En parte por la asociación entre libro y serie animada, escasean las ediciones ilustradas de Heidi, incluso en el mercado anglosajón, donde constituye una deliciosa idealización europea. Para este nuevo homenaje, la artista Sonja Wimmer opta por seguir celebrando el hálito típico de Heidi mediante postales de regusto navideño: abre el cofre de los lapiceros de colores que huelen a maderas frescas y que se llamaban, oh, casualidad, Alpino. Pero, ¿qué encontrará el lector nuevo, el de las manos minúsculas o que empiezan a tener un ligero vello, y que ya sólo sostienen lápices digitales? Aquella eclosión de heroínas chiquititas y femeninas entre finales del siglo XIX y principios del XX pretendía sembrar ejemplo de conducta entre una generación que ya no iba a limitarse a las tareas domésticas, pero también sirvieron para celebrar el salvajismo de las niñas de cualquier época, todavía desvinculadas de determinismos sexuales. Lo sorprendente es que Heidi, Anne Shirley, Sara Crewe o Mary Lennox terminasen persiguiendo la validación de una gran figura masculina, el abuelo, el padre perdido o el tío huraño, frente a la demonización habitual de las figuras adultas femeninas, la tía exigente, la institutriz rígida, la directora envidiosa, la vieja horda de mujeres de negro frente a la poderosa horda de mujeres con enormes sombreros avanzando en nombre del sufragismo, que diría Michel Faber. Empleando el mismo escenario de época, Philip Pullmann recrea una versión muy distinta de estas series de novelas para niñas: su Sally Lockhart, aun sometida a dictados masculinos, ya no pelea por una herencia o correr al aire libre, sino por ser madre soltera y directora de su propio negocio financiero.

Son tiempos y montañas distantes para Heidi, sometida a las mismas fluctuaciones que las lecturas infantiles.

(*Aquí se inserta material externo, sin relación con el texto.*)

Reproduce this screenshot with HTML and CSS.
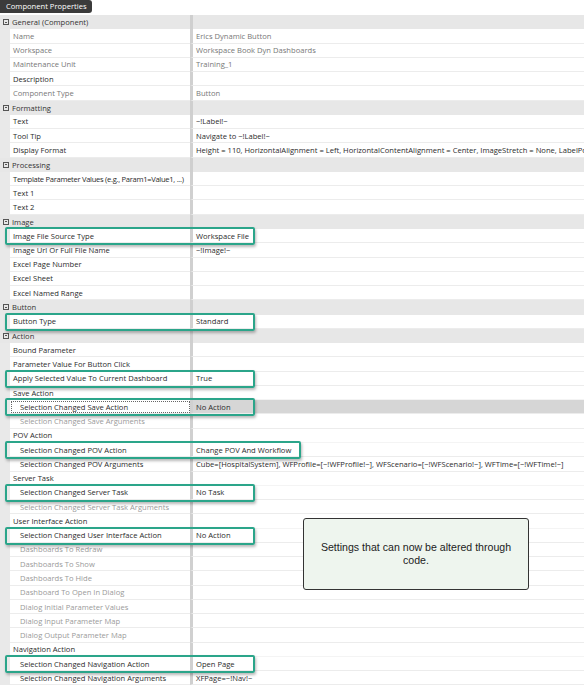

Perfilan las subidas y descensos de cientos de colinas que no pueden cambiar un relieve antiguo, pero sí conocerlo para abrir los conocimientos, las influencias de cualquier personaje independiente, atrevido, bonito y clásico como un diente de león que abra otros tantos cofres al futuro lector. Los ecos de esos Alpes que jamás existieron.